Much of the coverage of the speech is focusing on Obama urging businesses to “get in the game,” “get off the sidelines,” and “invest in America.” The president explained to his audience, “As all of you know, it’s investments made now that will pay off as the economy rebounds. And as you hire, you know that more Americans working will mean more sales for your companies. It will mean more demand for your products and services. It will mean higher profits for your companies. We can create a virtuous circle.”
And while that was important, it wasn’t really the point of the president’s appearance. Rather, Obama was there to present an argument, and defend its tenets — government activism is necessary to boost the private sector, and businesses have to take their civic responsibilities seriously if they expect to thrive.
On the first point, the president explained quite well that public-sector efforts lay a foundation for private-sector growth.
“As a government, we will help lay the foundation for you to grow and innovate and succeed. We will upgrade our transportation and communication networks so you can move goods and information more quickly and more cheaply. We’ll invest in education so that you can hire the most skilled, talented workers in the world. And we’ll work to knock down barriers that make it harder for you to compete, from the tax code to the regulatory system. […]
“Companies like yours have always driven the discovery of new products and new ideas. You do it better than anybody. But what you also know is that it’s not always profitable to — in the short-term, at least — for you to invest in basic research. It’s very expensive, and the payoffs are not always clear and they’re not always localized. And that’s why government has traditionally helped invest in this kind of science, planting the seeds that ultimately grew into technologies from the computer chips to the Internet. […]
“We also have a responsibility as a nation to provide our people with — and our businesses — with the fastest, most reliable way to move goods and information. The costs to business from outdated and inadequate infrastructure is enormous. And that’s what we have right now — outdated, inadequate infrastructure.”
On a related note, Obama went on defend regulations to an audience that exists to hate regulations.

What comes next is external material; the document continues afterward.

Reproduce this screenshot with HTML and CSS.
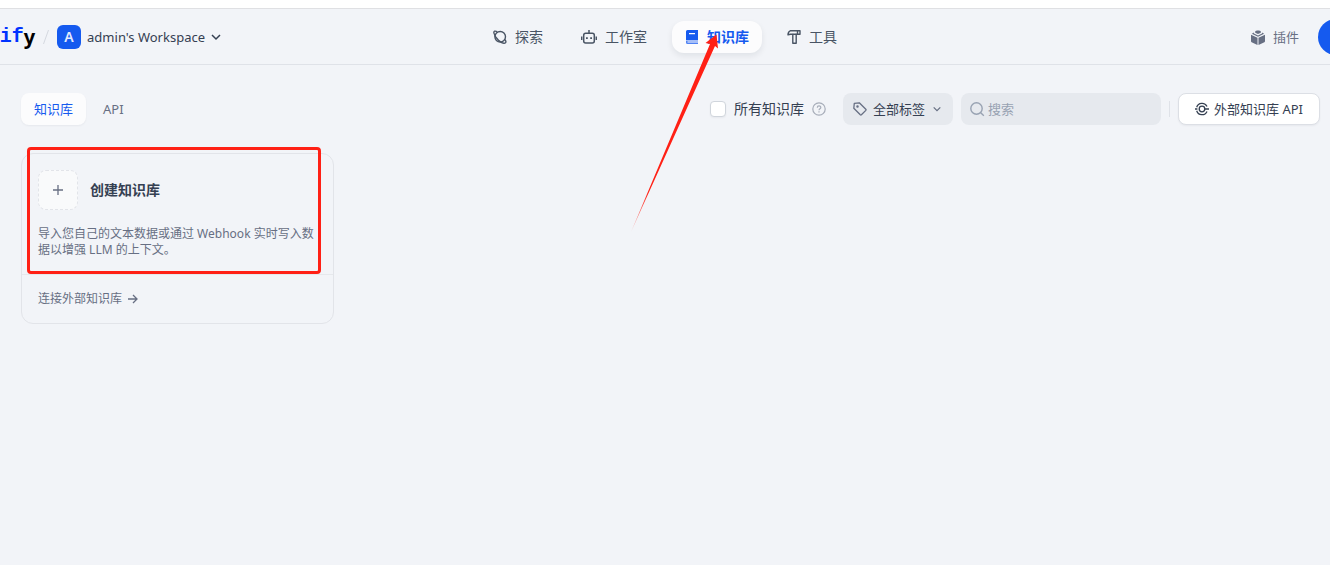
FILE: index.html
```html
<!DOCTYPE html>
<html lang="zh-CN">
<head>
  <meta charset="UTF-8" />
  <meta name="viewport" content="width=device-width, initial-scale=1.0" />
  <title>知识库 - Dify</title>
  <link rel="stylesheet" href="styles.css">
</head>
<body>
  <header class="header">
    <div class="header-left">
      <a class="logo" href="#"><span class="logo-d">D</span><span class="logo-if">if</span><span class="logo-y">y</span></a>
      <svg class="slash" width="8" height="16" viewBox="0 0 8 16"><path d="M1.5 15L6.5 1" stroke="#d5d9e0" fill="none"/></svg>
      <button class="workspace" type="button">
        <span class="workspace-badge">A</span>
        <span>admin's Workspace</span>
        <svg width="10" height="10" viewBox="0 0 10 10" fill="none" stroke="#354052" stroke-width="1.5"><path d="M1 3l4 4 4-4"/></svg>
      </button>
    </div>

    <nav class="nav">
      <a class="nav-item" href="#">
        <svg width="14" height="14" viewBox="0 0 14 14" fill="none" stroke="#495464" stroke-width="1.4">
          <circle cx="7.2" cy="6.8" r="5.3"/>
          <path d="M4.200 1.700C2 .6.600 1 .9 3c.4 2.400 2.300 5.100 4.600 7.200 2.600 2.300 5.800 3.600 7 2.500.7-.7.400-1.900-.4-3.200"/>
        </svg>
        <span>探索</span>
      </a>
      <a class="nav-item" href="#">
        <svg width="16" height="14" viewBox="0 0 16 14" fill="none" stroke="#495464" stroke-width="1.5">
          <rect x="2.700" y="3.200" width="10.600" height="9.800" rx="2"/>
          <path d="M8 0v3.200M.7 6.500v3.500M15.300 6.500v3.500"/>
          <path d="M5 8.200h1.800M9.200 8.200H11" stroke-width="1.800"/>
        </svg>
        <span>工作室</span>
      </a>
      <a class="nav-item active" href="#">
        <svg width="14" height="14" viewBox="0 0 14 14">
          <path d="M2.500 0H13v10H1V1.500A1.500 1.500 0 0 1 2.500 0zM4 3v1.200h6V3z" fill="#155aef" fill-rule="evenodd"/>
          <path d="M1 10.500h12v1H2.500v1H13V14H2.500A1.500 1.500 0 0 1 1 12.500z" fill="#155aef" opacity=".75"/>
        </svg>
        <span>知识库</span>
      </a>
      <a class="nav-item" href="#">
        <svg width="14" height="14" viewBox="0 0 14 14" fill="none" stroke="#495464" stroke-width="1.400" stroke-linejoin="round">
          <path d="M3.200.8H13v3.400H9.200v9H5.800v-9H3.500L1 4.800C1 2.800 1.800 1.300 3.200.8z"/>
          <path d="M10.500 1v3M5.800 4.200h3.400"/>
        </svg>
        <span>工具</span>
      </a>
    </nav>

    <div class="header-right">
      <a class="plugins" href="#">
        <svg width="14" height="15" viewBox="0 0 14 15" fill="#676f83">
          <path d="M0 4.800l6.500 3V15L.6 12.200A1 1 0 0 1 0 11.300zM14 4.800l-6.500 3V15l5.900-2.800a1 1 0 0 0 .6-.9z"/>
          <path d="M3 2.500L.8 3.800 7 6.800l6.200-3L11 2.500v1L7 5.400 3 3.500z"/>
          <path d="M4.200 1.500C4.700.1 9.300.1 9.800 1.500v1.200L7 4 4.200 2.700z"/>
        </svg>
        <span>插件</span>
      </a>
      <button class="avatar" type="button" aria-label="账户"></button>
    </div>
  </header>

  <main class="main">
    <div class="toolbar">
      <div class="tabs">
        <button class="tab active" type="button">知识库</button>
        <button class="tab" type="button">API</button>
      </div>
      <div class="filters">
        <div class="all-check">
          <input type="checkbox" id="all" />
          <label for="all">所有知识库</label>
          <svg width="14" height="14" viewBox="0 0 14 14" fill="none" stroke="#a7adb9" stroke-width="1.200">
            <circle cx="7" cy="7" r="6.200"/>
            <path d="M5.300 5.700C5.300 3.300 8.800 3.400 8.800 5.500 8.800 6.800 7 6.800 7 8.300M7 9.300v1.300"/>
          </svg>
        </div>
        <button class="tag-filter" type="button">
          <svg width="14" height="14" viewBox="0 0 14 14" fill="none" stroke="#676f83" stroke-width="1.300" stroke-linejoin="round">
            <path d="M1.300 1.300l5-.5 6.500 6.500a.8.800 0 0 1 0 1.100l-4.400 4.400a.8.800 0 0 1-1.100 0L.8 6.300z"/>
            <circle cx="4.500" cy="4.500" r=".6"/>
          </svg>
          <span>全部标签</span>
          <svg class="chevron" width="8" height="8" viewBox="0 0 8 8" fill="none" stroke="#676f83" stroke-width="1.200"><path d="M.7 2.300L4 5.600l3.300-3.300"/></svg>
        </button>
        <div class="search">
          <svg width="16" height="16" viewBox="0 0 16 16" fill="none" stroke="#98a2b2" stroke-width="1.400">
            <circle cx="7.500" cy="7.500" r="5.700"/><path d="M11.500 11.500l3.300 3.300"/>
          </svg>
          <input type="text" placeholder="搜索" aria-label="搜索" />
        </div>
        <span class="divider"></span>
        <button class="api-button" type="button">
          <svg width="14" height="14" viewBox="0 0 14 14" fill="none" stroke="#354052" stroke-width="1.300">
            <path d="M12 4.600A5.500 5.500 0 0 0 1.700 5.200M1.700 8.800A5.500 5.500 0 0 0 12 9.400"/>
            <circle cx="7" cy="7" r="2.800"/>
            <path d="M9.800 7H14M0 7h2.400"/>
          </svg>
          <span>外部知识库 API</span>
        </button>
      </div>
    </div>

    <div class="grid">
      <section class="card">
        <a class="card-create" href="#">
          <span class="card-head">
            <span class="plus"><svg width="10" height="10" viewBox="0 0 10 10" stroke="#676f83" stroke-width="1.300"><path d="M5 0v10M0 5h10"/></svg></span>
            <span class="card-title">创建知识库</span>
          </span>
          <span class="card-desc">导入您自己的文本数据或通过 Webhook 实时写入数据以增强 LLM 的上下文。</span>
        </a>
        <a class="card-link" href="#">
          <span>连接外部知识库</span>
          <svg width="10" height="10" viewBox="0 0 10 10" fill="none" stroke="#676f83" stroke-width="1.300"><path d="M0 5h9M5 1l4 4-4 4"/></svg>
        </a>
      </section>
    </div>
  </main>

  <!-- guide marks over the page -->
  <div class="mark-box"></div>
  <svg class="mark-arrow" width="90" height="200" viewBox="0 0 90 200">
    <defs>
      <linearGradient id="tail" x1="0" y1="1" x2="0" y2="0">
        <stop offset="0" stop-color="#ff2015" stop-opacity=".3"/>
        <stop offset=".2" stop-color="#ff2015"/>
      </linearGradient>
    </defs>
    <path d="M1 199L80 11 75.500 10 86.500 1.500 88 15.500 85 13z" fill="url(#tail)"/>
  </svg>
</body>
</html>
```

FILE: styles.css
```css
* {
  box-sizing: border-box;
}
body {
  margin: 0;
  min-height: 100vh;
  position: relative;
  overflow-x: hidden;
  background: #f2f4f8;
  color: #354052;
  font-family: "Noto Sans", "Noto Sans CJK SC", sans-serif;
  font-size: 14px;
  line-height: 20px;
}
a {
  color: inherit;
  text-decoration: none;
}
button {
  font: inherit;
  color: inherit;
  background: none;
  border: none;
  padding: 0;
  cursor: pointer;
}
svg {
  flex: none;
}

/* header */
.header {
  display: grid;
  grid-template-columns: 1fr auto 1fr;
  align-items: center;
  height: 65px;
  padding-top: 2px;
  border-top: 8px solid #fff;
  border-bottom: 1px solid #dfe2e8;
  box-shadow: inset 0 1px #dfe0e3;
  overflow: hidden;
}
.header-left {
  display: flex;
  align-items: center;
  gap: 7px;
}
.logo {
  display: flex;
  align-items: center;
  margin-left: -15px;
  color: #000;
  font-size: 20px;
  font-weight: 700;
  line-height: 24px;
}
.logo-if {
  color: #0033ff;
  font-family: "Liberation Mono", monospace;
}
.workspace {
  display: flex;
  align-items: center;
  gap: 6px;
  font-size: 13px;
}
.workspace-badge {
  width: 24px;
  height: 24px;
  border-radius: 6px;
  background: #155aef;
  color: #e3ebfd;
  font-size: 14px;
  font-weight: 600;
  line-height: 24px;
}
.nav {
  display: flex;
  gap: 12px;
}
.nav-item {
  display: flex;
  align-items: center;
  gap: 8px;
  height: 32px;
  padding: 0 13px;
  border-radius: 12px;
  color: #495464;
}
.nav-item.active {
  background: #fcfcfd;
  color: #155aef;
  font-weight: 700;
  box-shadow: 0 3px 6px rgba(16, 24, 40, 0.08);
}
.header-right {
  display: flex;
  align-items: center;
  justify-content: flex-end;
  gap: 19px;
  margin-right: -24px;
}
.plugins {
  display: flex;
  align-items: center;
  gap: 8px;
  color: #676f83;
  font-size: 13px;
}
.avatar {
  width: 36px;
  height: 36px;
  border-radius: 50%;
  background: #155aef;
}

/* toolbar */
.main {
  padding: 28px 10px 0 21px;
}
.toolbar {
  display: flex;
  justify-content: space-between;
  align-items: center;
  font-size: 13px;
}
.tabs {
  display: flex;
  gap: 4px;
}
.tab {
  height: 32px;
  padding: 0 13px;
  border-radius: 8px;
  color: #676f83;
}
.tab.active {
  background: #fcfcfd;
  color: #155aef;
  box-shadow: 0 1px 2px rgba(16, 24, 40, 0.05);
}
.filters {
  display: flex;
  align-items: center;
  gap: 8px;
}
.all-check {
  display: flex;
  align-items: center;
  gap: 8px;
  margin-right: 9px;
  font-size: 14px;
}
.all-check input {
  appearance: none;
  width: 16px;
  height: 16px;
  margin: 0;
  border: 1px solid #d0d5dc;
  border-radius: 4px;
  background: #fff;
  box-shadow: 0 1px 2px rgba(16, 24, 40, 0.05);
}
.tag-filter {
  display: flex;
  align-items: center;
  gap: 6px;
  height: 32px;
  padding: 0 12px 0 10px;
  border-radius: 8px;
  background: #e6e9ee;
}
.chevron {
  margin-left: 2px;
}
.search {
  display: flex;
  align-items: center;
  gap: 3px;
  width: 200px;
  height: 32px;
  padding: 0 8px;
  border-radius: 8px;
  background: #e6e9ee;
}
.search input {
  flex: 1;
  min-width: 0;
  padding: 0;
  border: none;
  outline: none;
  background: none;
  color: inherit;
  font: inherit;
}
.search input::placeholder {
  color: #98a2b2;
}
.divider {
  width: 1px;
  height: 16px;
  background: #dfe2e8;
}
.api-button {
  display: flex;
  align-items: center;
  gap: 5px;
  height: 32px;
  padding: 0 16px;
  border: 1px solid #dcdfe5;
  border-radius: 8px;
  background: #fff;
  box-shadow: 0 1px 2px rgba(16, 24, 40, 0.05);
}

/* cards */
.grid {
  display: grid;
  grid-template-columns: repeat(4, 1fr);
  gap: 12px;
  padding: 28px 12px 0 0;
}
.card {
  border: 1px solid #e2e4e9;
  border-radius: 12px;
  color: #676f83;
  font-size: 12px;
  line-height: 16px;
}
.card-create {
  display: block;
  padding: 16px 14px 16px 16px;
}
.card-head {
  display: flex;
  align-items: center;
  gap: 12px;
  margin-bottom: 16px;
}
.plus {
  display: flex;
  align-items: center;
  justify-content: center;
  width: 40px;
  height: 40px;
  border: 1px dashed #e2e4e9;
  border-radius: 8px;
  background: #f9fafb;
}
.card-title {
  color: #354052;
  font-size: 14px;
  font-weight: 700;
}
.card-desc {
  display: block;
}
.card-link {
  display: flex;
  align-items: center;
  gap: 6px;
  padding: 16px;
  border-top: 1px solid #e6e8ec;
}

/* guide marks */
.mark-box {
  position: absolute;
  left: 27px;
  top: 147px;
  width: 294px;
  height: 127px;
  border: 3px solid #ff2015;
  border-radius: 4px;
  pointer-events: none;
}
.mark-arrow {
  position: absolute;
  left: 630px;
  top: 33px;
  pointer-events: none;
}
```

“Even as we eliminate burdensome regulations, America’s businesses have a responsibility as well to recognize that there are some basic safeguards, some basic standards that are necessary to protect the American people from harm or exploitation. Not every regulation is bad. Not every regulation is burdensome on business. A lot of the regulations that are out there are things that all of us welcome in our lives.
“Few of us would want to live in a society without rules that keep our air and water clean; that give consumers the confidence to do everything from investing in financial markets to buying groceries. And the fact is, when standards like these have been proposed in the past, opponents have often warned that they would be an assault on business and free enterprise. We can look at the history in this country. Early drug companies argued the bill creating the FDA would ‘practically destroy the sale of … remedies in the United States.’ That didn’t happen. Auto executives predicted that having to install seatbelts would bring the downfall of their industry. It didn’t happen. The President of the American Bar Association denounced child labor laws as ‘a communistic effort to nationalize children.’ That’s a quote.
“None of these things came to pass. In fact, companies adapt and standards often spark competition and innovation. I was travelling when I went up to Penn State to look at some clean energy hubs that have been set up. I was with Steve Chu, my Secretary of Energy. And he won a Nobel Prize in physics, so when you’re in conversations with him you catch about one out of every four things he says.
“But he started talking about energy efficiency and about refrigerators, and he pointed out that the government set modest targets a couple decades ago to start increasing efficiency over time. They were well thought through; they weren’t radical. Companies competed to hit these markers. And they hit them every time, and then exceeded them. And as a result, a typical fridge now costs half as much and uses a quarter of the energy that it once did — and you don’t have to defrost, chipping at that stuff — and then putting the warm water inside the freezer and all that stuff. It saves families and businesses billions of dollars.
“So regulations didn’t destroy the industry; it enhanced it and it made our lives better — if they’re smart, if they’re well designed…. [T]he perils of too much regulation are also matched by the dangers of too little.”
The president went on to explain why Wall Street reform is good for the financial industry, and health care reform is good for businesses large and small.
The concerns that Obama might somehow show up at the USCOC event to kiss Donohue’s ring and promise to be more appeasing towards the business lobby were largely backwards. The president effectively brought his longstanding agenda to the Chamber, made a compelling case why it’d be good for them, and challenged them to get on board.
There’s a very good reason the AFL-CIO liked what it heard.
Update: Jed Lewison added, “I never would have predicted that President Obama would give a speech to the U.S. Chamber of Commerce in which he explained why economic inequality threatens America and telling them that they share some of the responsibility for closing the gap. But that’s exactly what he did.”